Asian Chicken And Pasta Salad - cooking recipe

Ingredients
    Dressing
    1/4 cup reduced-sodium chicken broth
    3 tablespoons reduced sodium soy sauce
    2 tablespoons bottled chinese hoisin sauce (essential)
    1 tablespoon sugar
    1 tablespoon vegetable oil
    2 teaspoons toasted sesame oil
    3 garlic cloves, minced
    1 teaspoon fresh ginger, grated
    1/2 teaspoon crushed red pepper flakes (optional)
    1/8 teaspoon black pepper
    Salad
    12 ounces boneless skinless chicken breasts
    4 ounces angel hair pasta
    3 medium nectarines or 3 medium peaches, sliced
    2 cups baby bok choy, shredded
    2 green onions, sliced
Preparation
    Whisk together the dressing ingredients until very well combined.

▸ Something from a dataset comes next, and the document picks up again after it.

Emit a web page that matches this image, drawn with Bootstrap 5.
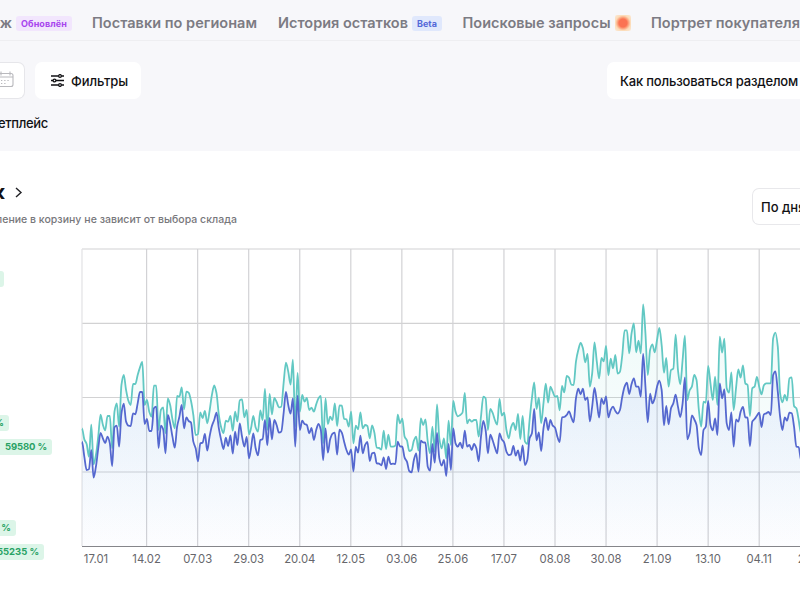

    Poach chicken breasts in barely simmering water for 12-15 minutes, covered or until no longer pink inside.
    Drain and let cool slightly and cut into bite size pieces.
    Cook pasta according to package directions.
    Drain and toss with 3 tablespoons of dressing.
    Plate up pasta on 4 plates and top with chicken, fruit, bok choy and green onions.
    Drizzle with remaining dressing.